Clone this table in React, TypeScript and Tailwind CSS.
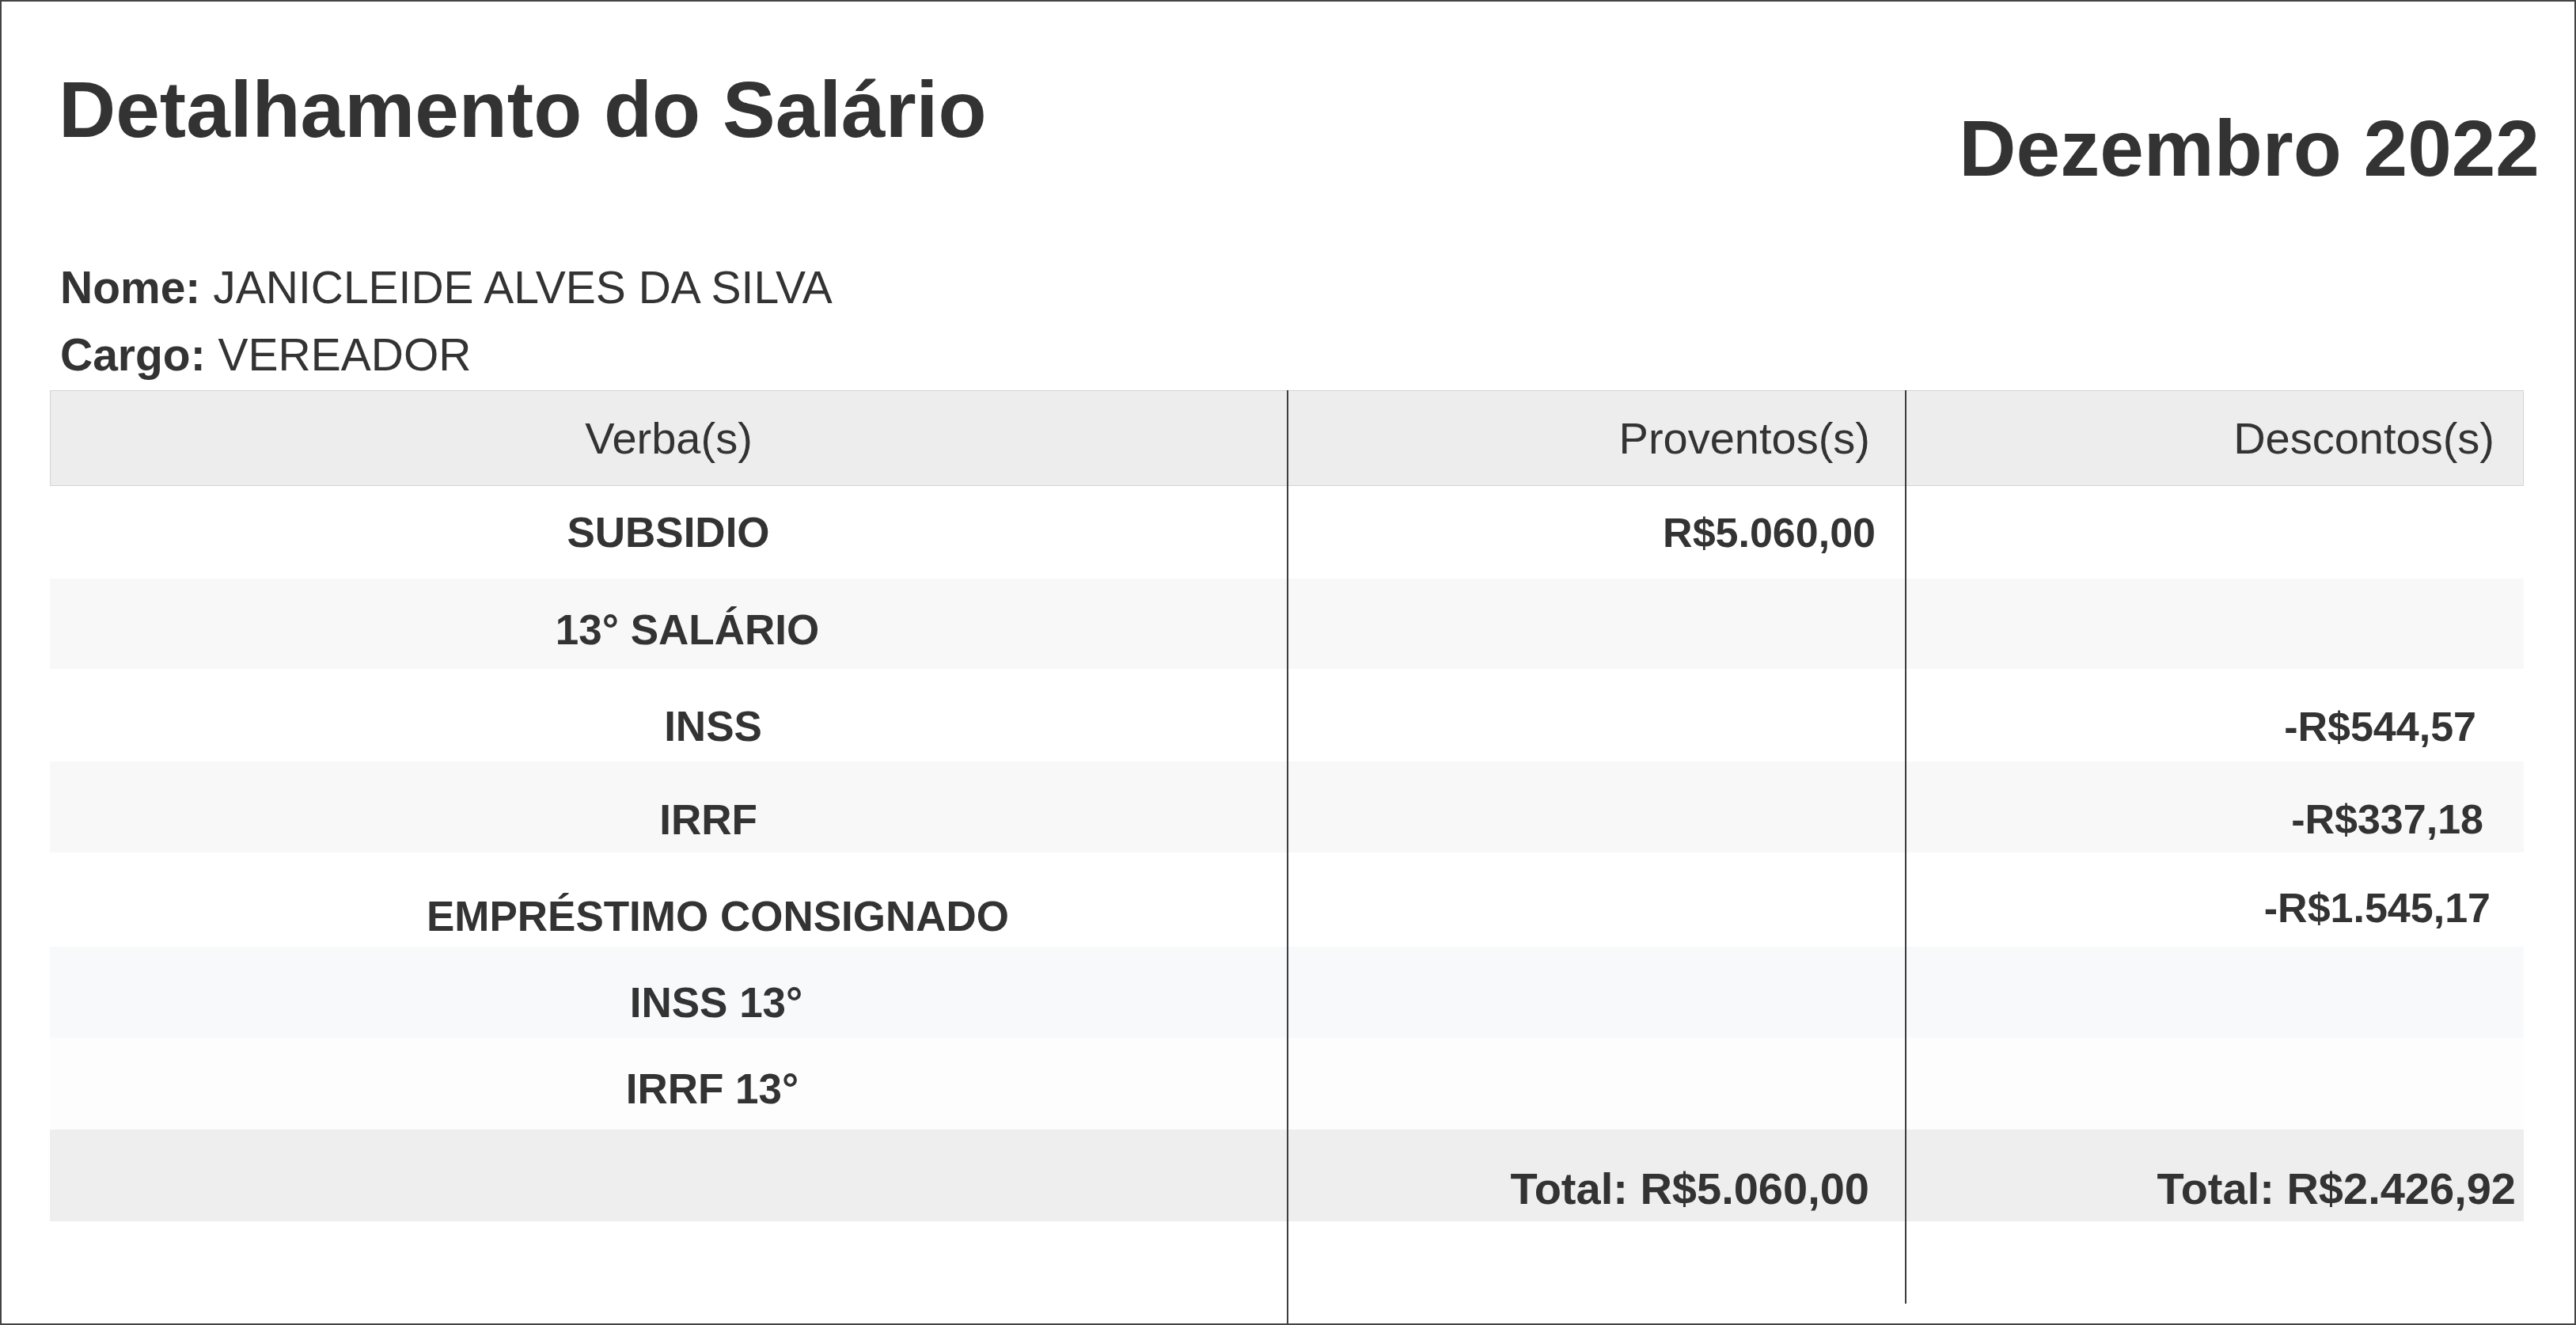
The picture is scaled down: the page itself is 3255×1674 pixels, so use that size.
import React from 'react';

interface Linha {
  verba: string;
  proventos: string;
  descontos: string;
  altura: string;
  fundo: string;
  verbaPad: string;
  provPad: string;
  descPad: string;
}

const linhas: Linha[] = [
  { verba: 'SUBSIDIO', proventos: 'R$5.060,00', descontos: '', altura: 'h-[117px]', fundo: 'bg-white', verbaPad: 'pl-0 pt-0', provPad: 'pr-[37px] pt-0', descPad: 'pr-[40px] pt-0' },
  { verba: '13° SALÁRIO', proventos: '', descontos: '', altura: 'h-[114px]', fundo: 'bg-[#f8f8f8]', verbaPad: 'pl-[48px] pt-[14px]', provPad: 'pr-[37px] pt-[14px]', descPad: 'pr-[40px] pt-[14px]' },
  { verba: 'INSS', proventos: '', descontos: '-R$544,57', altura: 'h-[117px]', fundo: 'bg-white', verbaPad: 'pl-[113px] pt-[28px]', provPad: 'pr-[37px] pt-[28px]', descPad: 'pr-[60px] pt-[28px]' },
  { verba: 'IRRF', proventos: '', descontos: '-R$337,18', altura: 'h-[115px]', fundo: 'bg-[#f8f8f8]', verbaPad: 'pl-[101px] pt-[32px]', provPad: 'pr-[37px] pt-[32px]', descPad: 'pr-[51px] pt-[30px]' },
  { verba: 'EMPRÉSTIMO CONSIGNADO', proventos: '', descontos: '-R$1.545,17', altura: 'h-[119px]', fundo: 'bg-white', verbaPad: 'pl-[125px] pt-[42px]', provPad: 'pr-[37px] pt-[20px]', descPad: 'pr-[42px] pt-[20px]' },
  { verba: 'INSS 13°', proventos: '', descontos: '', altura: 'h-[115px]', fundo: 'bg-[#f8f9fa]', verbaPad: 'pl-[121px] pt-[26px]', provPad: 'pr-[37px] pt-[26px]', descPad: 'pr-[40px] pt-[26px]' },
  { verba: 'IRRF 13°', proventos: '', descontos: '', altura: 'h-[116px]', fundo: 'bg-[#fdfdfd]', verbaPad: 'pl-[111px] pt-[12px]', provPad: 'pr-[37px] pt-[12px]', descPad: 'pr-[40px] pt-[12px]' },
];

const total = { proventos: 'Total: R$5.060,00', descontos: 'Total: R$2.426,92' };

export default function App() {
  return (
    <div className="w-full h-[1674px] border-2 border-[#444444] bg-white flex flex-col pl-[61px] pr-[64px] pt-[86px] text-[#333333] font-['Liberation_Sans',Arial,sans-serif]">
      {/* Cabeçalho */}
      <div className="flex justify-between items-start pl-[11px] -mr-[20px]">
        <h1 className="text-[100px] leading-none font-bold">Detalhamento do Salário</h1>
        <h2 className="text-[100px] leading-none font-bold mt-[49px]">Dezembro 2022</h2>
      </div>

      {/* Dados do servidor */}
      <div className="mt-[84px] pl-[13px] text-[57px] leading-[85px]">
        <p><span className="font-bold">Nome:</span> JANICLEIDE ALVES DA SILVA</p>
        <p><span className="font-bold">Cargo:</span> VEREADOR</p>
      </div>

      {/* Tabela */}
      <div className="mt-[2px] flex flex-1 items-stretch">
        <div className="w-[1563px] flex flex-col">
          <div className="h-[121px] bg-[#ededed] border-y border-l border-[#d4d4d4] flex items-center justify-center text-[56px] leading-none">
            Verba(s)
          </div>
          {linhas.map(l => (
            <div key={l.verba} className={`${l.altura} ${l.fundo} ${l.verbaPad} flex items-center justify-center text-[53px] leading-none font-bold`}>
              {l.verba}
            </div>
          ))}
          <div className="h-[116px] bg-[#eeeeee]" />
        </div>

        <div className="w-[781px] border-l-2 border-[#3d3d3d] flex flex-col">
          <div className="h-[121px] bg-[#ededed] border-y border-[#d4d4d4] flex items-center justify-end pr-[44px] text-[56px] leading-none">
            Proventos(s)
          </div>
          {linhas.map(l => (
            <div key={l.verba} className={`${l.altura} ${l.fundo} ${l.provPad} flex items-center justify-end text-[52px] leading-none font-bold`}>
              {l.proventos}
            </div>
          ))}
          <div className="h-[116px] bg-[#eeeeee] pt-[34px] pr-[45px] flex items-center justify-end text-[56px] leading-none font-bold">
            {total.proventos}
          </div>
        </div>

        <div className="flex-1 self-start border-l-2 border-[#3d3d3d] flex flex-col pb-[104px]">
          <div className="h-[121px] bg-[#ededed] border-y border-r border-[#d4d4d4] flex items-center justify-end pr-[36px] text-[56px] leading-none">
            Descontos(s)
          </div>
          {linhas.map(l => (
            <div key={l.verba} className={`${l.altura} ${l.fundo} ${l.descPad} flex items-center justify-end text-[52px] leading-none font-bold`}>
              {l.descontos}
            </div>
          ))}
          <div className="h-[116px] bg-[#eeeeee] pt-[34px] pr-[10px] flex items-center justify-end text-[56px] leading-none font-bold">
            {total.descontos}
          </div>
        </div>
      </div>
    </div>
  );
}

▬▬▬

Task requirements: Copy all the lines of data exactly as they appear, dropping any images.

Output:
Clone this table in React, TypeScript and Tailwind CSS.
The picture is scaled down: the page itself is 3255×1674 pixels, so use that size.
import React from 'react';

interface Linha {
  verba: string;
  proventos: string;
  descontos: string;
  altura: string;
  fundo: string;
  verbaPad: string;
  provPad: string;
  descPad: string;
}

const linhas: Linha[] = [
  { verba: 'SUBSIDIO', proventos: 'R$5.060,00', descontos: '', altura: 'h-[117px]', fundo: 'bg-white', verbaPad: 'pl-0 pt-0', provPad: 'pr-[37px] pt-0', descPad: 'pr-[40px] pt-0' },
  { verba: '13° SALÁRIO', proventos: '', descontos: '', altura: 'h-[114px]', fundo: 'bg-[#f8f8f8]', verbaPad: 'pl-[48px] pt-[14px]', provPad: 'pr-[37px] pt-[14px]', descPad: 'pr-[40px] pt-[14px]' },
  { verba: 'INSS', proventos: '', descontos: '-R$544,57', altura: 'h-[117px]', fundo: 'bg-white', verbaPad: 'pl-[113px] pt-[28px]', provPad: 'pr-[37px] pt-[28px]', descPad: 'pr-[60px] pt-[28px]' },
  { verba: 'IRRF', proventos: '', descontos: '-R$337,18', altura: 'h-[115px]', fundo: 'bg-[#f8f8f8]', verbaPad: 'pl-[101px] pt-[32px]', provPad: 'pr-[37px] pt-[32px]', descPad: 'pr-[51px] pt-[30px]' },
  { verba: 'EMPRÉSTIMO CONSIGNADO', proventos: '', descontos: '-R$1.545,17', altura: 'h-[119px]', fundo: 'bg-white', verbaPad: 'pl-[125px] pt-[42px]', provPad: 'pr-[37px] pt-[20px]', descPad: 'pr-[42px] pt-[20px]' },
  { verba: 'INSS 13°', proventos: '', descontos: '', altura: 'h-[115px]', fundo: 'bg-[#f8f9fa]', verbaPad: 'pl-[121px] pt-[26px]', provPad: 'pr-[37px] pt-[26px]', descPad: 'pr-[40px] pt-[26px]' },
  { verba: 'IRRF 13°', proventos: '', descontos: '', altura: 'h-[116px]', fundo: 'bg-[#fdfdfd]', verbaPad: 'pl-[111px] pt-[12px]', provPad: 'pr-[37px] pt-[12px]', descPad: 'pr-[40px] pt-[12px]' },
];

const total = { proventos: 'Total: R$5.060,00', descontos: 'Total: R$2.426,92' };

export default function App() {
  return (
    <div className="w-full h-[1674px] border-2 border-[#444444] bg-white flex flex-col pl-[61px] pr-[64px] pt-[86px] text-[#333333] font-['Liberation_Sans',Arial,sans-serif]">
      {/* Cabeçalho */}
      <div className="flex justify-between items-start pl-[11px] -mr-[20px]">
        <h1 className="text-[100px] leading-none font-bold">Detalhamento do Salário</h1>
        <h2 className="text-[100px] leading-none font-bold mt-[49px]">Dezembro 2022</h2>
      </div>

      {/* Dados do servidor */}
      <div className="mt-[84px] pl-[13px] text-[57px] leading-[85px]">
        <p><span className="font-bold">Nome:</span> JANICLEIDE ALVES DA SILVA</p>
        <p><span className="font-bold">Cargo:</span> VEREADOR</p>
      </div>

      {/* Tabela */}
      <div className="mt-[2px] flex flex-1 items-stretch">
        <div className="w-[1563px] flex flex-col">
          <div className="h-[121px] bg-[#ededed] border-y border-l border-[#d4d4d4] flex items-center justify-center text-[56px] leading-none">
            Verba(s)
          </div>
          {linhas.map(l => (
            <div key={l.verba} className={`${l.altura} ${l.fundo} ${l.verbaPad} flex items-center justify-center text-[53px] leading-none font-bold`}>
              {l.verba}
            </div>
          ))}
          <div className="h-[116px] bg-[#eeeeee]" />
        </div>

        <div className="w-[781px] border-l-2 border-[#3d3d3d] flex flex-col">
          <div className="h-[121px] bg-[#ededed] border-y border-[#d4d4d4] flex items-center justify-end pr-[44px] text-[56px] leading-none">
            Proventos(s)
          </div>
          {linhas.map(l => (
            <div key={l.verba} className={`${l.altura} ${l.fundo} ${l.provPad} flex items-center justify-end text-[52px] leading-none font-bold`}>
              {l.proventos}
            </div>
          ))}
          <div className="h-[116px] bg-[#eeeeee] pt-[34px] pr-[45px] flex items-center justify-end text-[56px] leading-none font-bold">
            {total.proventos}
          </div>
        </div>

        <div className="flex-1 self-start border-l-2 border-[#3d3d3d] flex flex-col pb-[104px]">
          <div className="h-[121px] bg-[#ededed] border-y border-r border-[#d4d4d4] flex items-center justify-end pr-[36px] text-[56px] leading-none">
            Descontos(s)
          </div>
          {linhas.map(l => (
            <div key={l.verba} className={`${l.altura} ${l.fundo} ${l.descPad} flex items-center justify-end text-[52px] leading-none font-bold`}>
              {l.descontos}
            </div>
          ))}
          <div className="h-[116px] bg-[#eeeeee] pt-[34px] pr-[10px] flex items-center justify-end text-[56px] leading-none font-bold">
            {total.descontos}
          </div>
        </div>
      </div>
    </div>
  );
}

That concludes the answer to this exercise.